League City has the lowest sales tax rate in Galveston County at 8 percent, hurting its odds of attracting big companies with good jobs, one group said.
Some business leaders are calling for a quarter-cent sales tax to pay for economic development projects, something surrounding cities have been doing for years as they grab for new employers.
A League City Regional Chamber of Commerce task force that has met for a year suggested earlier this month that the city government would benefit from such a tax to lure desirable corporations to the area.
But League City voters have turned down previous attempts at the extra sales tax. The measure failed in elections in 1994, 1997, 2007 and 2015.
VOTERS SAID NO
The Texas Legislature authorized cities to levy certain optional sales taxes to promote economic development and improve the quality of life. Cities can charge quarter-cent taxes.
In League City, those includes its existing 4B corporation that voters approved in 1994 to promote and develop amateur sports facilities.
What League City doesn’t have is a new, local option sales tax that would be used only to promote and invest in economic development projects.
If League City voters approved such an option, the city could create a more robust economic development program and get a financial return on that investment, Economic Development Director Scott Livingston said.
But 53 percent of voters in 2015 said no.
Revenues from the increased sales tax would have helped lower the burden on residential taxpayers, proponents at the time said.
Had the proposition passed, nonresidents who shop in League City would have played a part in helping pay for economic development projects and economic growth, supporters had argued.
In 2007, 57.6 percent of voters rejected the quarter-cent tax. In 1997, 62 percent of voters opposed it. And in 1994, 59 percent of voters said no to the tax.
The city could invest the sales tax revenue in a wide variety of projects from creating high-paying jobs to supporting city services and infrastructure, proponents argue.
NEEDS AND DESIRES
The money could be used for providing places to live, work, shop, eat and play, Livingston said. The potential projects could stimulate entrepreneurship, innovation, research and development and education, he said.

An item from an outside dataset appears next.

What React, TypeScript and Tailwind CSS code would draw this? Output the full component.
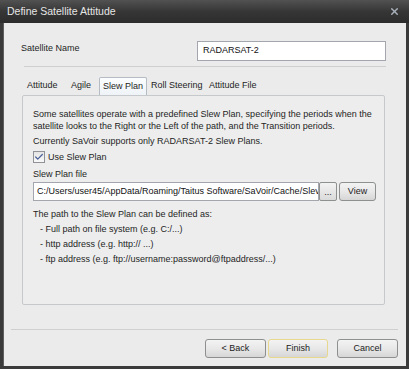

The city council, the economic development board of directors, city officials and residents would have input and control over the investment of the sales tax revenue, Livingston said.
Using a quarter-cent sales tax for economic development projects could be a smart move, League City Mayor Pat Hallisey said.
“We have some major projects, and we have to figure out how to pay for them,” Hallisey said.
A sales tax proposal failed in 2015 in part because Mark Rohr, who was city manager at the time, didn’t explain it well to people, Hallisey said.
Tom Linklater, chairman of the chamber’s economic development committee, is a staunch supporter of the concept.
“It’s vital to League City’s growth and development in the future,” Linklater said. “Not having it puts us at a disadvantage when competing with other cities.”
INVESTING IN WORDS
League City is not just the only city in Galveston County that doesn’t charge the quarter-cent sales tax, it’s the only one in the area, Linklater said.
But as much as he and others want the tax, voters would still get the final say. Convincing them to support something they’ve been against since at least 1993 is going to take work.
“It’s a misunderstanding,” Linklater said. “We have to do a better job explaining how it works and what it does.”
One key strategy the task force plans to employ is changing the vocabulary. The task force is stressing the word investment over incentive, and it is suggesting that the city stop using the word incentive when talking about attracting businesses.
The one-quarter cent sales tax funds spent on economic development perks, likewise, would be called investments, Linklater said.
“Everything has to have a return,” he said.
Even though League City voters turned down the one-quarter cent sales tax at least four times, many of them have no problem paying the same sales tax when they shop or dine in other places.
“They pay it whenever they go outside League City,” Linklater said. “When they go to Webster or Kemah, they pay for their economic development.”
Sometime they may inadvertently be paying the extra quarter-cent tax in League City, business owner Ronnie Richards said.
“Many times, local businesses are already unknowingly charging 8.25 percent sales tax already, I’ve found,” Richards said.
Richards, who owns Butler’s Courtyard, 122 N. Michigan Ave., found another League City company was charging him the higher rate.
“Unfortunately, this didn’t help League City, and the state kept the overpayment,” Richards said.